For years, emerging projects were competing for distribution and attention with 2 types of brands: large mature businesses with unlimited marketing budgets (think, Binance, Coinbase, or Ethereum) and new projects with a growth-hacking mindset pulling guerrilla stunts (e.g., Grass, Cluely).
But, in 2026, the most powerful distribution channel won’t belong to any of them - it will be owned by governments. Here’s why.
The crypto world used to run on one simple emotional loop: greed and fear. Greed pulled people in - fear flushed them out. That made sense when the market was primarily driven by retail looking for speculative gains. Controlling your price action was easy: you got yourself into a list of top 10 AI coins, hopped on a hot narrative, paid for a few KOL posts, and, suddenly, your token is gaining traction.
That framework no longer works because the real metaphor explaining the 2026 market isn’t greed vs fear. It’s a concentration of power.
Institutional players look for ROI - not vanity metrics
As the CEO of LKI Consulting, crypto advisory firm, I’ve advised Web3 Founders for the past 6 years. The truth is: the majority of them don’t understand the concept of ROI because they were brainwashed by unrealistic expectations.
Flukes like 100x multiplier on the launch, 100K+ ACTIVE communities with no working product, and 1M users onboarded with a CPA of $3/user in the US get treated as the norm. The norm required to impress investors, the norm presented to marketing agencies, and the norm that puts some entrepreneurs on Xanax as they struggle to be “good enough” for this industry.
Institutions don’t live by these vanity metrics because they chase long-term adoption. So how do they achieve it?
3 communication principles institutions use to achieve long-term adoption
Principle #1: Normalizing the fear.
Most founders are reluctant to acknowledge what could go wrong: risks get minimized, trade-offs are buried, and uncertainty is reframed as a temporary condition - just a side effect of being “early.”
Institutions take the opposite approach.
They name the fear first because they understand that it already exists. Ignoring it does not make it disappear; it turns it into distrust.
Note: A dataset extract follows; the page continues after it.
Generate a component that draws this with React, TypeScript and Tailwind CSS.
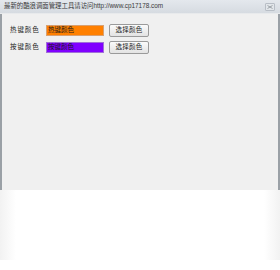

When governments talk about blockchain adoption, they openly address concerns around security, misuse, sovereignty, and control. The reason behind it is simple: people are more willing to engage when their anxieties are recognized rather than dismissed.
In institutional communication, fear becomes a mechanism for alignment, not an obstacle to progress.
Crypto marketing playbooks look at fear as reputational liability, a red cloth for a bull, if you will. Instead, they should treat it as the starting point for trust.
Principle #2: Uniting people through shared identity.
The deadly sin of retail founders is trying to build something marginally better and selling it to the market as innovation of the year: a slightly faster protocol on Solana, a slightly cheaper payments provider, or a slightly more exciting RWA coin.
The thing is: when you default to incremental benchmarks, your message doesn’t resonate beyond a narrow, technical audience.
Institutions frame the problem-solution differently. They appeal to a deeper fear: the risk of being left behind.
When governments speak about blockchain adoption, they do not measure themselves against other companies’ features. They speak about shared identity and the pride of the entire nation. For example, the government of Kazakhstan adapting blockchain as a part of its 2026 governmental strategy, doesn’t care about technical superiority. It competes with Singapore, the UAE, and the US for relevance and standing in a global order that is rapidly changing.
Uniting people through shared identity engages pride as much as anxiety: the prospect of public embarrassment is a stronger motivator than any minor efficiency gain.
Principle #3: Making ultimate success visible but not attainable
My grandma always said, “If you start at 100, where else are you going to go?”
Clearly, crypto Founders didn’t get the memo because the majority of them still try to throw money at the problem, offering the best perks, biggest rewards, and strongest offers pre-TGE. This results in sharp adoption spikes where the userbase grows quickly but leaves even faster.
Institutions move differently: they promise a big vision (i.e., a 10-year program), but start with one thing done exceptionally well, like enabling business registration in 30 minutes.
People are given a tangible glimpse of what is possible, and they stay for the roadmap because early delivery has earned their trust.
Conclusion
Distribution can no longer be engineered through incentives or attention alone; it increasingly flows through institutions that control infrastructure, regulation, and public legitimacy. Governments are not approaching blockchain as a growth experiment but as a strategic capability, which explains their emphasis on restraint, credibility, and long-term alignment. Whether the next phase of crypto is shaped by founders or absorbed into institutional systems will depend less on innovation than on whether the industry is willing to adapt its assumptions about power, trust, and adoption.